Check if Number is a Sum of Powers of Three

What is this problem about?

The "Check if Number is a Sum of Powers of Three" coding problem asks you to determine if a given integer $n$ can be represented as the sum of distinct powers of three. For example, if $n = 12$, you can write it as $3^1 + 3^2$, which are distinct powers. However, if $n = 21$, you might try $3^2 + 3^2 + 3^1$, but since the powers must be distinct (meaning each power can be used at most once), you must decide if such a combination exists.

Why is this asked in interviews?

Companies like Meta, Google, and Amazon ask this question to evaluate a candidate's grasp of number systems and mathematical intuition. It is essentially a test of whether you can think outside the base-10 decimal system. Understanding how numbers are represented in different bases (like binary, ternary, or hexadecimal) is a fundamental skill for low-level programming and algorithm optimization.

Algorithmic pattern used

This problem follows a Math and Number Base interview pattern. Specifically, it relates to the ternary (base-3) representation of a number. In base-3, any number is represented using the digits 0, 1, and 2. If a number can be formed by the sum of distinct powers of three, its ternary representation must only contain the digits 0 or 1. If a '2' appears in the base-3 representation, it means that a specific power of three would need to be used twice, which violates the "distinct" rule.

Example explanation

Suppose we want to check if $n = 91$ can be a sum of distinct powers of three.

• We repeatedly divide by 3 and check the remainder:
• $91 \div 3 = 30$, remainder 1. (OK)
• $30 \div 3 = 10$, remainder 0. (OK)
• $10 \div 3 = 3$, remainder 1. (OK)
• $3 \div 3 = 1$, remainder 0. (OK)
• $1 \div 3 = 0$, remainder 1. (OK) Since all remainders were either 0 or 1, the ternary representation is $10101_3$. This translates to $3^4 + 3^2 + 3^0 = 81 + 9 + 1 = 91$. Thus, the answer is true.

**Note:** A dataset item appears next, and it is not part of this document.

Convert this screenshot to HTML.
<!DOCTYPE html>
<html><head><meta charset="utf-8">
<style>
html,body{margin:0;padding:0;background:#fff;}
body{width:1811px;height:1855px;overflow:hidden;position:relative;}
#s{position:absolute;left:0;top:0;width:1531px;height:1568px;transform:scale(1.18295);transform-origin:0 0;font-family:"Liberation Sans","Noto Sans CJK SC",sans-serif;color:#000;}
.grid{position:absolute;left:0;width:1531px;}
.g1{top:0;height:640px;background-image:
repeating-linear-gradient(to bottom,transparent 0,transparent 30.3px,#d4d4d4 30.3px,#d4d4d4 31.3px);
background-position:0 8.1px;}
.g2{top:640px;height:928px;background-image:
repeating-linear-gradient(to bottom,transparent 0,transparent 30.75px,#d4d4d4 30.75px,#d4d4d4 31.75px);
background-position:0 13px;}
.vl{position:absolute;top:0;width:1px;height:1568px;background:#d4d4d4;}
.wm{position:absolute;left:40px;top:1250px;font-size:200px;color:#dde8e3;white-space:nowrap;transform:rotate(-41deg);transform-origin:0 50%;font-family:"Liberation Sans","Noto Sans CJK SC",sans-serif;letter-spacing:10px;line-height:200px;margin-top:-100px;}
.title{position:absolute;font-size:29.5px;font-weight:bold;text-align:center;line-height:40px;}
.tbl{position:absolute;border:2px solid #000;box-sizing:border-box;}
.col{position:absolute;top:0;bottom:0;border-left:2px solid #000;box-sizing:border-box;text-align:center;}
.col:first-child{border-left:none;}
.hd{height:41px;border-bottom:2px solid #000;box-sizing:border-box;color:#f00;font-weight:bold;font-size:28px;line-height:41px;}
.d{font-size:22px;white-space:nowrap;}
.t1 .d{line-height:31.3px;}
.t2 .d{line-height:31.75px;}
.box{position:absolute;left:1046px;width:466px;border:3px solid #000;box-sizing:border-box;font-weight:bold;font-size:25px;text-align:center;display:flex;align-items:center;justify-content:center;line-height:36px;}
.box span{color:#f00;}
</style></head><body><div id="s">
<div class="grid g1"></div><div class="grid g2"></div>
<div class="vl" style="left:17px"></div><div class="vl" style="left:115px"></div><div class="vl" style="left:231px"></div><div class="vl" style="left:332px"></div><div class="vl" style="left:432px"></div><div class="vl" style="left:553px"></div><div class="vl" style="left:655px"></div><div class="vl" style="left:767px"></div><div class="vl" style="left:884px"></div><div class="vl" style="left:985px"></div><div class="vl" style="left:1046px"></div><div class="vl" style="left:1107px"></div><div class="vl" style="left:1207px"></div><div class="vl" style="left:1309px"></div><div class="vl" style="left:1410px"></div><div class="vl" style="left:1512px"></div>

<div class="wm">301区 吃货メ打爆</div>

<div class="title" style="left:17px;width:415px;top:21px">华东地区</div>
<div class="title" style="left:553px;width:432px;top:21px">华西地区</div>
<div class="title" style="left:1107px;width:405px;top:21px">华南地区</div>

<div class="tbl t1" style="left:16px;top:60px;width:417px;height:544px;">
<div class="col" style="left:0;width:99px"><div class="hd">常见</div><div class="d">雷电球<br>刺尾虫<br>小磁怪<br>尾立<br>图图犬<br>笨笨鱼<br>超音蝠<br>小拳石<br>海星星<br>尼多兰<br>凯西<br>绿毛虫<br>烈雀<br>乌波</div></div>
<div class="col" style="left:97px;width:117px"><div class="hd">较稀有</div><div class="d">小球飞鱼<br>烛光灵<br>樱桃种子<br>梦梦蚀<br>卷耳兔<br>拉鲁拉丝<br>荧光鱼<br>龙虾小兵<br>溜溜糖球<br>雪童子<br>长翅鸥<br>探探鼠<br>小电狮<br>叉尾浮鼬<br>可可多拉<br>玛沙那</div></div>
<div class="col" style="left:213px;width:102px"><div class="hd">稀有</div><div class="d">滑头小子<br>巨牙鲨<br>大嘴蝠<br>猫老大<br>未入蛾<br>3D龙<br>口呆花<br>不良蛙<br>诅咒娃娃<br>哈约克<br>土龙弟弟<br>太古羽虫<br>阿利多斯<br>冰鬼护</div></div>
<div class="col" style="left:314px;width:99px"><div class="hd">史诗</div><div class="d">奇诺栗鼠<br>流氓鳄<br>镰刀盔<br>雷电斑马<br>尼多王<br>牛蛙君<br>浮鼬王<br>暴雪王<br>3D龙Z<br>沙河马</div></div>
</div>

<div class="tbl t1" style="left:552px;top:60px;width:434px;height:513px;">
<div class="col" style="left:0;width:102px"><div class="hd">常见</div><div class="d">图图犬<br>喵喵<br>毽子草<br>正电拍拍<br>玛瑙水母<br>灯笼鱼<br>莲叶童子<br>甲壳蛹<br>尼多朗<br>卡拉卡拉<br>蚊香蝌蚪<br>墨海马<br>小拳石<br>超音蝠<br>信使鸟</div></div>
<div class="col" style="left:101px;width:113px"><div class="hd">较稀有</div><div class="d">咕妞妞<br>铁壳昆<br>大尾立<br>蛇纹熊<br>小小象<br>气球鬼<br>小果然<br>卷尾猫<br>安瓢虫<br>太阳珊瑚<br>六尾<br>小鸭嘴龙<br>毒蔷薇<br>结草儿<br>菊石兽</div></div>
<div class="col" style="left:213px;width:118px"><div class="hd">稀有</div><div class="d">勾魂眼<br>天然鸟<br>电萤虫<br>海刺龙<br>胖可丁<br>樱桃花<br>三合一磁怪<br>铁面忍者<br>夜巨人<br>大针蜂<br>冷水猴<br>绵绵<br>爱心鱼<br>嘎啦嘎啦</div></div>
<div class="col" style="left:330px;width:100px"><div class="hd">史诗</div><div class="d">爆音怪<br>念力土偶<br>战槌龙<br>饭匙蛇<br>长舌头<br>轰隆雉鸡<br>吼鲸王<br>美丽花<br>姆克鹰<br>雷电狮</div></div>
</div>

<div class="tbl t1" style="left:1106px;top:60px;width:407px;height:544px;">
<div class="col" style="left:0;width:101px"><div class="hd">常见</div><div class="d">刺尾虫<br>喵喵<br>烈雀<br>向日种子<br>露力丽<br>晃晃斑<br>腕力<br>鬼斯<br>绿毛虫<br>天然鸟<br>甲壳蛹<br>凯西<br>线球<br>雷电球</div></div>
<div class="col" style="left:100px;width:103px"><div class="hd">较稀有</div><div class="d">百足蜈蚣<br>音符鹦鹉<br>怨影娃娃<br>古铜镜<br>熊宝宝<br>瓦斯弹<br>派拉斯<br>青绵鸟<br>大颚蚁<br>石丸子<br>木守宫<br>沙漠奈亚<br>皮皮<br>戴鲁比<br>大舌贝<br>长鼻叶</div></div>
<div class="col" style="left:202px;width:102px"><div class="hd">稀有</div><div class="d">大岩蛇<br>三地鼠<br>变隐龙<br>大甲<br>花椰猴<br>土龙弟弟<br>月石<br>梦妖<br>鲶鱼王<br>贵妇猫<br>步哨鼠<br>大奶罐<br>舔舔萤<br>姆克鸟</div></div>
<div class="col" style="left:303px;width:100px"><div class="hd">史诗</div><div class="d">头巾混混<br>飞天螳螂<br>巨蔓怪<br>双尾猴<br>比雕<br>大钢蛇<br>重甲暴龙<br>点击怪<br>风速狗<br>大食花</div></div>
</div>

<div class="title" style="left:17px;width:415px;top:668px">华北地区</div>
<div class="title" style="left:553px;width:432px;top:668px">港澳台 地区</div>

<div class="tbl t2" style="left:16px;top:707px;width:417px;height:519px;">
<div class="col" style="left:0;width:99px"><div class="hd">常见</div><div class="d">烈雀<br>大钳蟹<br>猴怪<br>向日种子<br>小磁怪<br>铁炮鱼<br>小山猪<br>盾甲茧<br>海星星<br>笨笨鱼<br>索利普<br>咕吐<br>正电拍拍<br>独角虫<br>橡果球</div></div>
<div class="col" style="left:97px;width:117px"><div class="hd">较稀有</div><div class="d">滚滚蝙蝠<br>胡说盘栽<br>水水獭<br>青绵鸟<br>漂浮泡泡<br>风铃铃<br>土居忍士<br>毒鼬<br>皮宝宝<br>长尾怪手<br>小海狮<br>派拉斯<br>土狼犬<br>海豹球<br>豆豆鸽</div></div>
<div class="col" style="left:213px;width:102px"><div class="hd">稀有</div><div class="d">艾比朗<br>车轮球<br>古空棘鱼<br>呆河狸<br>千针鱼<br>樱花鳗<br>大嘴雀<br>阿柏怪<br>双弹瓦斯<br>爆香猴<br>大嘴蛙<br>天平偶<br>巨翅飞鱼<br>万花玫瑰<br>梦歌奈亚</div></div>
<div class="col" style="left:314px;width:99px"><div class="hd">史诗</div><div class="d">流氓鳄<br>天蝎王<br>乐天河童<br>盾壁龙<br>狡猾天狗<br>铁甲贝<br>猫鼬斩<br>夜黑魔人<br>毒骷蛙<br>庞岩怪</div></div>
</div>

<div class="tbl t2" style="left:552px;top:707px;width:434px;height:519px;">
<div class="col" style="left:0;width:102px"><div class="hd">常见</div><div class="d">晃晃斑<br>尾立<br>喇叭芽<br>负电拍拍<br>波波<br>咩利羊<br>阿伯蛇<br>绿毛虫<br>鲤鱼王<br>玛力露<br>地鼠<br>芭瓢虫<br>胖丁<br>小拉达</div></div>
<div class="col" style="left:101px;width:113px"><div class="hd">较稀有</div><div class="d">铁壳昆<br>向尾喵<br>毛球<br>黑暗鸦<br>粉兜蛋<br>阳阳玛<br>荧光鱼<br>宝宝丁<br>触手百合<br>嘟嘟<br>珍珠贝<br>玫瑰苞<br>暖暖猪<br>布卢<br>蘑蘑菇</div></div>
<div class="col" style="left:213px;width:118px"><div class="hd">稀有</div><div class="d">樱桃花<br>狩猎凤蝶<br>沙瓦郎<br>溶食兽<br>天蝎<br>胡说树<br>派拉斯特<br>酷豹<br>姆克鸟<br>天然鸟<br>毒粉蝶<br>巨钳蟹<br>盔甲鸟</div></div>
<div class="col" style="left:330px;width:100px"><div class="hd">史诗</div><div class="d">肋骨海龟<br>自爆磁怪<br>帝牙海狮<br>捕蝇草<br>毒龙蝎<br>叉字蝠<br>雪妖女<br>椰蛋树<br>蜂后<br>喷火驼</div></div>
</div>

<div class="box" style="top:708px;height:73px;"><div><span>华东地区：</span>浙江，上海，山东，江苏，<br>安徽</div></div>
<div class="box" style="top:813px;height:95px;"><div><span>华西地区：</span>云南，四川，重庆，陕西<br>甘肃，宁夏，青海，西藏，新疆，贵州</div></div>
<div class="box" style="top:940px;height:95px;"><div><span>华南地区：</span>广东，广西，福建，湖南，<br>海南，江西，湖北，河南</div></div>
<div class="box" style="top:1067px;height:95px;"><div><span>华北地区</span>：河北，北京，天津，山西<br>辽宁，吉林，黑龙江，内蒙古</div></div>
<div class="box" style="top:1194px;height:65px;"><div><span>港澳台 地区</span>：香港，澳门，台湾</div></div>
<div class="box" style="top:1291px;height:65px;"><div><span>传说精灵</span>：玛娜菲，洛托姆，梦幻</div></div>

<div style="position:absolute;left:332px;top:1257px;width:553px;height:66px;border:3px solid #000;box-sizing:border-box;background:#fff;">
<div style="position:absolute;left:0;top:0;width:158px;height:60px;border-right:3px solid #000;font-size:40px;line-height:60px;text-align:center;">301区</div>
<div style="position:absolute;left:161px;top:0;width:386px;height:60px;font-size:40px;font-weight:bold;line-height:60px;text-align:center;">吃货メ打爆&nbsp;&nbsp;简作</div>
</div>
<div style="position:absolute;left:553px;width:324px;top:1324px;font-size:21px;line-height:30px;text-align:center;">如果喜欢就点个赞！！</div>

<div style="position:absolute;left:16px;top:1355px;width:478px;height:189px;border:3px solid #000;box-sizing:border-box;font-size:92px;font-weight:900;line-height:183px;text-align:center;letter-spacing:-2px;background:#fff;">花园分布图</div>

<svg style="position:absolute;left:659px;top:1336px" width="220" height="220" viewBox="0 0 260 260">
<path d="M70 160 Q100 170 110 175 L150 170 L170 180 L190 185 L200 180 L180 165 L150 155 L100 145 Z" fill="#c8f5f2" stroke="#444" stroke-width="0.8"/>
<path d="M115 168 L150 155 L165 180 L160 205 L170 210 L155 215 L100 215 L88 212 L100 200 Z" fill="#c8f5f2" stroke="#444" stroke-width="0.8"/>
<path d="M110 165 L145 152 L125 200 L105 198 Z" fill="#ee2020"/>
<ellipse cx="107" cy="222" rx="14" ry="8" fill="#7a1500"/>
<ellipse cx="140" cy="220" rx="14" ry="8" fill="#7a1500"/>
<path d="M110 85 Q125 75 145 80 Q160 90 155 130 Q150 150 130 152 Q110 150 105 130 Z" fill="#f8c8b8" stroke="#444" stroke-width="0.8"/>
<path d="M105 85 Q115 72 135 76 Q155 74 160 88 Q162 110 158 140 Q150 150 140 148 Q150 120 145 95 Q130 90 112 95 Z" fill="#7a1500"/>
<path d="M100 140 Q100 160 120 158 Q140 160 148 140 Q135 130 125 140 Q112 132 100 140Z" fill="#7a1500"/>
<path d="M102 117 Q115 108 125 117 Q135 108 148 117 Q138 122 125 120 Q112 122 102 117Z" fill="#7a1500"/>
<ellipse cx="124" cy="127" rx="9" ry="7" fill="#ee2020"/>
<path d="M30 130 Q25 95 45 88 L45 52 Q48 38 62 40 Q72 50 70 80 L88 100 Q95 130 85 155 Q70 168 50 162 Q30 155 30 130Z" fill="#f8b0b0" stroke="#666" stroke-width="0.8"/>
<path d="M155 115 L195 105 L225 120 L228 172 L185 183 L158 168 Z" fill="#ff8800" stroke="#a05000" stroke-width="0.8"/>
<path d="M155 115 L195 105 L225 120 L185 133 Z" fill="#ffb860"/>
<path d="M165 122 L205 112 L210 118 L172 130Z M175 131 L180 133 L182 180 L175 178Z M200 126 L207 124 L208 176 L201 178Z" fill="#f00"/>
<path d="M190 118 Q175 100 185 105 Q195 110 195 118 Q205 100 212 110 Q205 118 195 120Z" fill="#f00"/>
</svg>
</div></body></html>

Common mistakes candidates make

A common error is overcomplicating the solution with backtracking or dynamic programming to find the exact powers. While those methods might work for small numbers, they are inefficient. Another mistake is failing to realize that "distinct" simply means we cannot have a '2' in base-3. Candidates also sometimes forget that $3^0 = 1$ is a valid power of three.

Interview preparation tip

When you see a problem involving "sums of distinct powers of X," immediately think about base-X representation. Practice converting numbers between bases manually, as it helps build the mental model needed to solve these types of mathematical logic puzzles quickly.